Laryngeal somatosensory deficits in Parkinson's disease: implications for speech respiratory and phonatory control.

Parkinson's disease (PD) is often associated with substantial impairment of speech respiratory and phonatory control. However, the degree to which these impairments are related to abnormal laryngeal sensory function is unknown. This study examined whether individuals with PD exhibited abnormal and more asymmetric laryngeal somatosensory function compared with healthy controls, and whether these deficits were associated with disease and voice severity. Nineteen PD participants were tested and compared with 18 healthy controls. Testing included endoscopic assessment of laryngeal somatosensory function, with aerodynamic and acoustic assessment of respiratory and phonatory control, and clinical ratings of voice and disease severity. PD participants exhibited significantly abnormal and asymmetric laryngeal somatosensory function compared with healthy controls. Sensory deficits were significantly associated with timing of phonatory onset, voice intensity, respiratory driving pressure, laryngeal resistance, lung volume expended per syllable, disease severity, and voice severity. These results suggest that respiratory and phonatory control are influenced by laryngeal somatosensory function, that speech-related deficits in PD are related to abnormal laryngeal somatosensory function, and that this function may degrade as a function of disease severity. Thus, PD may represent a model of airway sensorimotor disintegration, highlighting the important role of the basal ganglia and related neural networks in the integration of laryngeal sensory input for speech-related motor control.
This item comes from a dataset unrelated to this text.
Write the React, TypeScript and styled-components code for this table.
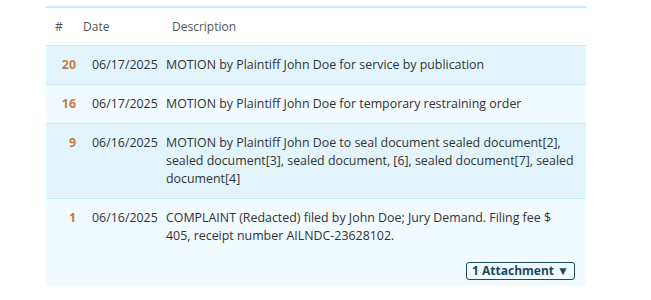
import React from 'react';
import styled, { createGlobalStyle } from 'styled-components';

const GlobalStyle = createGlobalStyle`
  body {
    margin: 0;
    background: #fff;
    font-family: 'Open Sans', 'Noto Sans', Arial, sans-serif;
    color: #333;
  }
`;

const SPage = styled.div`
  padding: 6px 65px 0 46px;
`;

const STable = styled.div`
  width: 540px;
  border-top: 2px solid #c6ecfb;
`;

const SHeader = styled.div`
  display: grid;
  grid-template-columns: 37px 89px 1fr;
  align-items: center;
  height: 37px;
  border-bottom: 1px solid #bfe9fa;
  font-size: 12px;
  color: #555;
  span:first-child {
    padding-left: 9px;
  }
`;

const SRow = styled.div<{ $alt?: boolean }>`
  display: grid;
  grid-template-columns: 34px 86px 1fr;
  padding: 10px 8px 10px 0;
  background: ${(p) => (p.$alt ? '#f0faff' : '#e2f5fd')};
  border-bottom: 1px solid #c6ecfb;
  font-size: 12.4px;
  line-height: 18px;
  &:last-child {
    border-bottom: none;
    padding-bottom: 6px;
  }
`;

const SNum = styled.div`
  text-align: right;
  padding-right: 4px;
  color: #c77a45;
  font-weight: 700;
`;

const SDate = styled.div`
  padding-left: 12px;
`;

const SDesc = styled.div``;

const SActions = styled.div`
  display: flex;
  justify-content: flex-end;
  margin-top: 17px;
  padding-right: 3px;
`;

const SAttachButton = styled.button`
  font-family: inherit;
  font-size: 12px;
  font-weight: 700;
  color: #1b4a5c;
  background: transparent;
  border: 1px solid #1b4a5c;
  border-radius: 3px;
  height: 18px;
  padding: 0 5px;
  line-height: 16px;
  cursor: pointer;
`;

type Entry = { num: number; date: string; desc: string; attachments?: number };

const entries: Entry[] = [
  { num: 20, date: '06/17/2025', desc: 'MOTION by Plaintiff John Doe for service by publication' },
  { num: 16, date: '06/17/2025', desc: 'MOTION by Plaintiff John Doe for temporary restraining order' },
  {
    num: 9,
    date: '06/16/2025',
    desc: 'MOTION by Plaintiff John Doe to seal document sealed document[2], sealed document[3], sealed document, [6], sealed document[7], sealed document[4]',
  },
  {
    num: 1,
    date: '06/16/2025',
    desc: 'COMPLAINT (Redacted) filed by John Doe; Jury Demand. Filing fee $ 405, receipt number AILNDC-23628102.',
    attachments: 1,
  },
];

const App = () => {
  return (
    <SPage>
      <GlobalStyle />
      <STable>
        <SHeader>
          <span>#</span>
          <span>Date</span>
          <span>Description</span>
        </SHeader>
        {entries.map((e, i) => (
          <SRow key={e.num} $alt={i % 2 === 1}>
            <SNum>{e.num}</SNum>
            <SDate>{e.date}</SDate>
            <SDesc>
              {e.desc}
              {e.attachments ? (
                <SActions>
                  <SAttachButton>{e.attachments} Attachment ▼</SAttachButton>
                </SActions>
              ) : null}
            </SDesc>
          </SRow>
        ))}
      </STable>
    </SPage>
  );
};

export default App;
Design of a new somatosensory stimulus delivery device for measuring laryngeal mechanosensory detection thresholds in humans.

Laryngeal control is essential for airway protection, breathing, deglutition, speech, and voice. Unfortunately, integration of laryngeal sensory assessment in research and clinical practice is limited by technical and practical limitations of commercially available technology. A commercial device is available, but reported limitations include procedural complexity requiring two or three individuals to operate, limited stimulus dynamic range, device generated noise, and questionable stimulus reproducibility. The objective of this study was to design a new laryngeal somatosensory stimulus delivery device that provides direct, reliable control over the timing, duration, and dynamic range of stimulus presentation, and test the device in individuals who may manifest a laryngeal sensory deficit. The new device operates silently and has more than four times greater stimulus dynamic range than the commercial device. Testing with the new device revealed laryngeal mechanosensory detection thresholds in an individual with Parkinson's disease that were seven times higher than those of healthy controls. These data would have otherwise gone undetected due to limited stimulus dynamic range in the commercial device. The new design resulted in a new assessment instrument that is simple to use for routine clinical assessment, yet sufficiently versatile for integration within rigorous clinical research protocols.